Set exercise — In your copy, leave out the pictures; write out all the data exactly.

Data provided —

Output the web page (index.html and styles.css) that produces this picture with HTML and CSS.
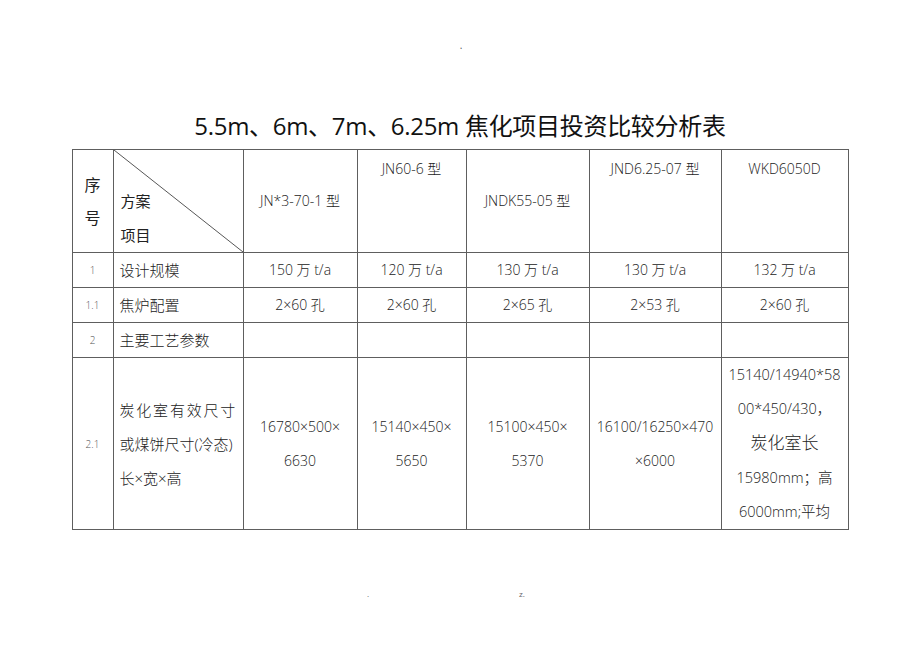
FILE: index.html
```html
<!DOCTYPE html>
<html lang="zh">
<head>
<meta charset="utf-8">
<link rel="stylesheet" href="styles.css">
</head>
<body>
<div class="page">
  <div class="dot-row"><span class="dot">.</span></div>
  <h1 class="title">5.5m、6m、7m、6.25m 焦化项目投资比较分析表</h1>
  <table class="grid">
    <colgroup>
      <col class="c1"><col class="c2"><col class="c3"><col class="c4"><col class="c5"><col class="c6"><col class="c7">
    </colgroup>
    <tr class="r-head">
      <td class="seq-head">序<br>号</td>
      <td class="diag">
        <svg class="diag-line" viewBox="0 0 130 103" preserveAspectRatio="none"><line x1="0" y1="0" x2="130" y2="103" stroke="#555" stroke-width="1"/></svg>
        <div class="diag-text">方案<br>项目</div>
      </td>
      <td class="mid">JN*3-70-1 型</td>
      <td class="top">JN60-6 型</td>
      <td class="mid">JNDK55-05 型</td>
      <td class="top">JND6.25-07 型</td>
      <td class="top">WKD6050D</td>
    </tr>
    <tr class="r1">
      <td class="seq">1</td><td class="name">设计规模</td>
      <td>150 万 t/a</td><td>120 万 t/a</td><td>130 万 t/a</td><td>130 万 t/a</td><td>132 万 t/a</td>
    </tr>
    <tr class="r2">
      <td class="seq">1.1</td><td class="name">焦炉配置</td>
      <td>2×60 孔</td><td>2×60 孔</td><td>2×65 孔</td><td>2×53 孔</td><td>2×60 孔</td>
    </tr>
    <tr class="r3">
      <td class="seq">2</td><td class="name">主要工艺参数</td>
      <td></td><td></td><td></td><td></td><td></td>
    </tr>
    <tr class="r4">
      <td class="seq">2.1</td>
      <td class="name multi"><span class="spread">炭化室有效尺寸</span><br>或煤饼尺寸(冷态)<br>长×宽×高</td>
      <td class="multi">16780×500×<br>6630</td>
      <td class="multi">15140×450×<br>5650</td>
      <td class="multi">15100×450×<br>5370</td>
      <td class="multi">16100/16250×470<br>×6000</td>
      <td class="multi last">15140/14940*58<br>00*450/430，<br><span class="big">炭化室长</span><br>15980mm；高<br>6000mm;平均</td>
    </tr>
  </table>
  <div class="foot"><span class="dot">.</span><span class="z">z.</span></div>
</div>
</body>
</html>
```

FILE: styles.css
```css
html, body {
  margin: 0;
  padding: 0;
  background: #fff;
}
body {
  font-family: "Open Sans", "Noto Sans CJK SC", sans-serif;
  color: #222;
}
.page {
  width: 920px;
  height: 651px;
  padding-top: 40px;
  box-sizing: border-box;
}
.dot-row {
  height: 20px;
  display: flex;
  justify-content: center;
  font-size: 10px;
  line-height: 10px;
  color: #555;
}
.dot-row .dot {
  margin-left: 2px;
}
.title {
  margin: 47px 0 0 0;
  height: 38px;
  font-size: 24px;
  line-height: 38px;
  font-weight: 400;
  text-align: center;
  color: #111;
  letter-spacing: -0.3px;
}
.grid {
  margin: 4px auto 0 auto;
  border-collapse: collapse;
  table-layout: fixed;
  width: 776px;
  font-size: 14px;
  font-weight: 300;
}
.c1 { width: 41px; }
.c2 { width: 130px; }
.c3 { width: 114px; }
.c4 { width: 109px; }
.c5 { width: 123px; }
.c6 { width: 132px; }
.c7 { width: 127px; }
.grid td {
  border: 1px solid #5e5e5e;
  padding: 0 2px;
  text-align: center;
  vertical-align: middle;
  line-height: 34px;
  white-space: nowrap;
}
.r-head { height: 103px; }
.r1 { height: 35px; }
.r2 { height: 34px; }
.r3 { height: 35px; }
.r4 { height: 171px; }
.grid td.top {
  vertical-align: top;
  padding-top: 2px;
}
.grid td.seq-head {
  font-size: 16px;
  font-weight: 400;
  line-height: 33px;
  padding-top: 2px;
}
.grid td.diag {
  position: relative;
  padding: 0;
  text-align: left;
}
.diag-line {
  position: absolute;
  left: 0;
  top: 0;
  width: 100%;
  height: 100%;
}
.diag-text {
  font-size: 15px;
  font-weight: 400;
  line-height: 34px;
  padding: 34px 0 0 7px;
}
.grid td.seq {
  font-size: 10px;
  color: #555;
}
.grid td.name {
  text-align: left;
  padding-left: 6px;
  font-size: 15px;
}
.grid td.name.multi {
  font-size: 15px;
}
.spread {
  letter-spacing: 1.8px;
}
.grid td.last {
  padding: 0;
  font-size: 14.5px;
}
.big {
  font-size: 17px;
  font-weight: 300;
}
.foot {
  display: flex;
  gap: 150px;
  margin-top: 58px;
  padding-left: 367px;
  font-size: 8px;
  color: #666;
}
```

Written answer —
Output the web page (index.html and styles.css) that produces this picture with HTML and CSS.
FILE: index.html
```html
<!DOCTYPE html>
<html lang="zh">
<head>
<meta charset="utf-8">
<link rel="stylesheet" href="styles.css">
</head>
<body>
<div class="page">
  <div class="dot-row"><span class="dot">.</span></div>
  <h1 class="title">5.5m、6m、7m、6.25m 焦化项目投资比较分析表</h1>
  <table class="grid">
    <colgroup>
      <col class="c1"><col class="c2"><col class="c3"><col class="c4"><col class="c5"><col class="c6"><col class="c7">
    </colgroup>
    <tr class="r-head">
      <td class="seq-head">序<br>号</td>
      <td class="diag">
        <svg class="diag-line" viewBox="0 0 130 103" preserveAspectRatio="none"><line x1="0" y1="0" x2="130" y2="103" stroke="#555" stroke-width="1"/></svg>
        <div class="diag-text">方案<br>项目</div>
      </td>
      <td class="mid">JN*3-70-1 型</td>
      <td class="top">JN60-6 型</td>
      <td class="mid">JNDK55-05 型</td>
      <td class="top">JND6.25-07 型</td>
      <td class="top">WKD6050D</td>
    </tr>
    <tr class="r1">
      <td class="seq">1</td><td class="name">设计规模</td>
      <td>150 万 t/a</td><td>120 万 t/a</td><td>130 万 t/a</td><td>130 万 t/a</td><td>132 万 t/a</td>
    </tr>
    <tr class="r2">
      <td class="seq">1.1</td><td class="name">焦炉配置</td>
      <td>2×60 孔</td><td>2×60 孔</td><td>2×65 孔</td><td>2×53 孔</td><td>2×60 孔</td>
    </tr>
    <tr class="r3">
      <td class="seq">2</td><td class="name">主要工艺参数</td>
      <td></td><td></td><td></td><td></td><td></td>
    </tr>
    <tr class="r4">
      <td class="seq">2.1</td>
      <td class="name multi"><span class="spread">炭化室有效尺寸</span><br>或煤饼尺寸(冷态)<br>长×宽×高</td>
      <td class="multi">16780×500×<br>6630</td>
      <td class="multi">15140×450×<br>5650</td>
      <td class="multi">15100×450×<br>5370</td>
      <td class="multi">16100/16250×470<br>×6000</td>
      <td class="multi last">15140/14940*58<br>00*450/430，<br><span class="big">炭化室长</span><br>15980mm；高<br>6000mm;平均</td>
    </tr>
  </table>
  <div class="foot"><span class="dot">.</span><span class="z">z.</span></div>
</div>
</body>
</html>
```

FILE: styles.css
```css
html, body {
  margin: 0;
  padding: 0;
  background: #fff;
}
body {
  font-family: "Open Sans", "Noto Sans CJK SC", sans-serif;
  color: #222;
}
.page {
  width: 920px;
  height: 651px;
  padding-top: 40px;
  box-sizing: border-box;
}
.dot-row {
  height: 20px;
  display: flex;
  justify-content: center;
  font-size: 10px;
  line-height: 10px;
  color: #555;
}
.dot-row .dot {
  margin-left: 2px;
}
.title {
  margin: 47px 0 0 0;
  height: 38px;
  font-size: 24px;
  line-height: 38px;
  font-weight: 400;
  text-align: center;
  color: #111;
  letter-spacing: -0.3px;
}
.grid {
  margin: 4px auto 0 auto;
  border-collapse: collapse;
  table-layout: fixed;
  width: 776px;
  font-size: 14px;
  font-weight: 300;
}
.c1 { width: 41px; }
.c2 { width: 130px; }
.c3 { width: 114px; }
.c4 { width: 109px; }
.c5 { width: 123px; }
.c6 { width: 132px; }
.c7 { width: 127px; }
.grid td {
  border: 1px solid #5e5e5e;
  padding: 0 2px;
  text-align: center;
  vertical-align: middle;
  line-height: 34px;
  white-space: nowrap;
}
.r-head { height: 103px; }
.r1 { height: 35px; }
.r2 { height: 34px; }
.r3 { height: 35px; }
.r4 { height: 171px; }
.grid td.top {
  vertical-align: top;
  padding-top: 2px;
}
.grid td.seq-head {
  font-size: 16px;
  font-weight: 400;
  line-height: 33px;
  padding-top: 2px;
}
.grid td.diag {
  position: relative;
  padding: 0;
  text-align: left;
}
.diag-line {
  position: absolute;
  left: 0;
  top: 0;
  width: 100%;
  height: 100%;
}
.diag-text {
  font-size: 15px;
  font-weight: 400;
  line-height: 34px;
  padding: 34px 0 0 7px;
}
.grid td.seq {
  font-size: 10px;
  color: #555;
}
.grid td.name {
  text-align: left;
  padding-left: 6px;
  font-size: 15px;
}
.grid td.name.multi {
  font-size: 15px;
}
.spread {
  letter-spacing: 1.8px;
}
.grid td.last {
  padding: 0;
  font-size: 14.5px;
}
.big {
  font-size: 17px;
  font-weight: 300;
}
.foot {
  display: flex;
  gap: 150px;
  margin-top: 58px;
  padding-left: 367px;
  font-size: 8px;
  color: #666;
}
```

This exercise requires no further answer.